Her research focuses on using safe haven data that have been linked across health, social and environmental domains to explore the impact of exposures such as decent housing conditions, alcohol outlets, pollution, and natural outdoor spaces, on health and wellbeing. Since 2018 Sarah has also led the Care and Health Informatics theme of the NIHR Applied Research Collaboration for the North West Coast and is capacity building lead for LiLaC as part of NIHR School for Public Health Research.
Iain Buchan is Chair in Public Health and Clinical Informatics and Associate Pro Vice Chancellor for Innovation at the University of Liverpool. As a public health physician and data scientist, he recently led world-first evaluation of mass rapid antigen testing, risk-mitigated reopening of mass events for UK COVID-19 responses, and designed the Civic Data Cooperative and Combined Intelligence for Population Health Action. Previously, he founded Manchester’s health informatics research centre and over £150m of research. Qualified in pharmacology, medicine, public health, statistics and informatics, he is a Fellow of the American College of Medical Informatics and won the 2022 Faculty of Public Health Alwyn-Smith Prize.
Iain is a co-Investigator with PHIRST LiLaC.
Jennie Popay is Distinguished Professor of Sociology and Public Health at Lancaster University. She is a co-Investigator and with Irum Durrani is PHIRST LiLaC’s co-lead for public involvement. Her research interests include the social determinants of health and health equity; the evaluation of place-based policies/interventions; community empowerment; and the sociology of knowledge. She has been involved in producing three online resources: https://forequity.uk – to support researchers to strengthen the equity focus of their research; https://neighbourhoodresilience.uk to support place-based public health initiatives to deliver co-ordinated action to improve the social determinants of health and wellbeing; and http://piiaf.org.uk to support evaluation of public involvement in research. She is currently Chair of the NIHR Applied Research Collaboration North West Coast Steering Board and was previously lead for public and partner engagement in the NIHR CLAHRC North West Coast and Lead for Public involvement and engagement in the NIHR School for Public Health Research.

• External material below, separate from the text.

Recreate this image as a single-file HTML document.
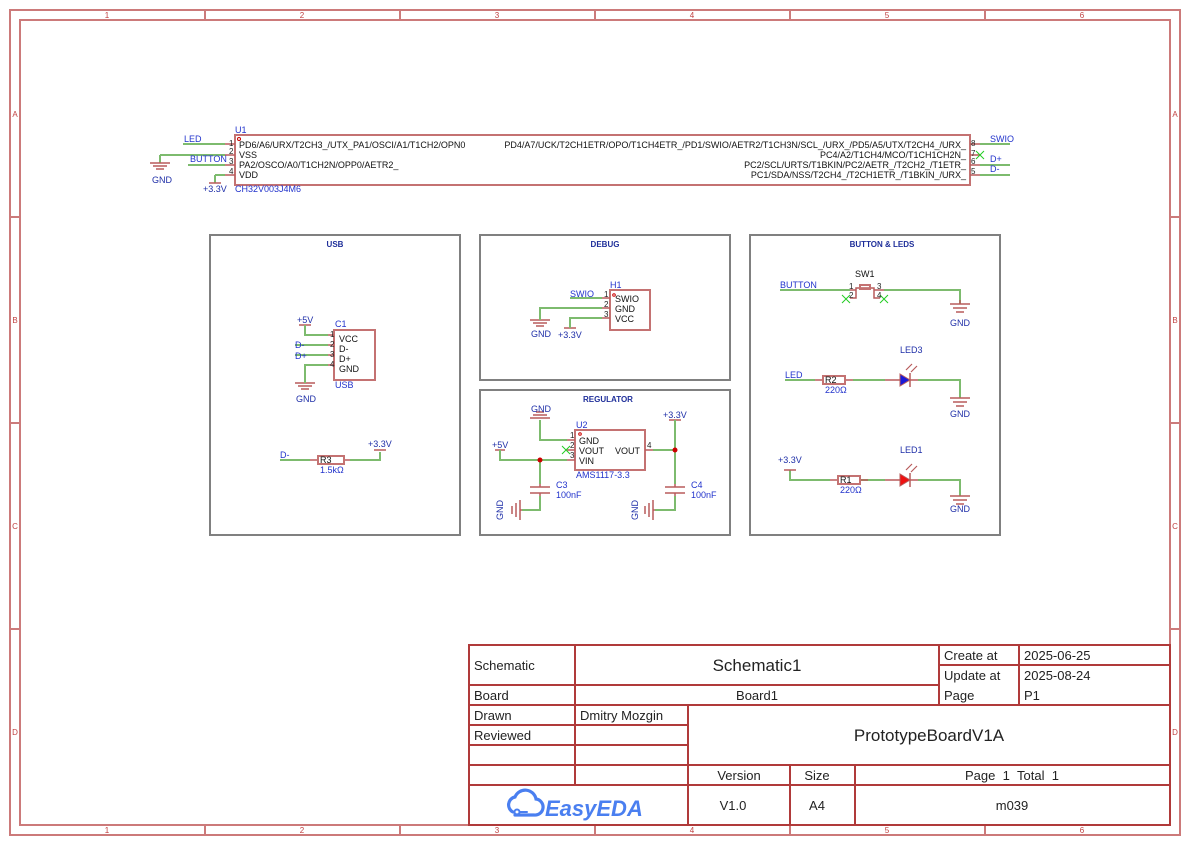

Bruce Hollingsworth is Professor of Health Economics at Lancaster University and lead for the Health Economics at Lancaster. He is a co-Investigator with PHIRST LiLaC. His research is principally in the area of efficiency measurement with respect to the production of health and health care, social determinants of health, and the translation of research into practice. He is Senior Editor of Health Economics, Co-Organiser of the UK Health Economists Study Group, and on The Board of the European Health Economics Association.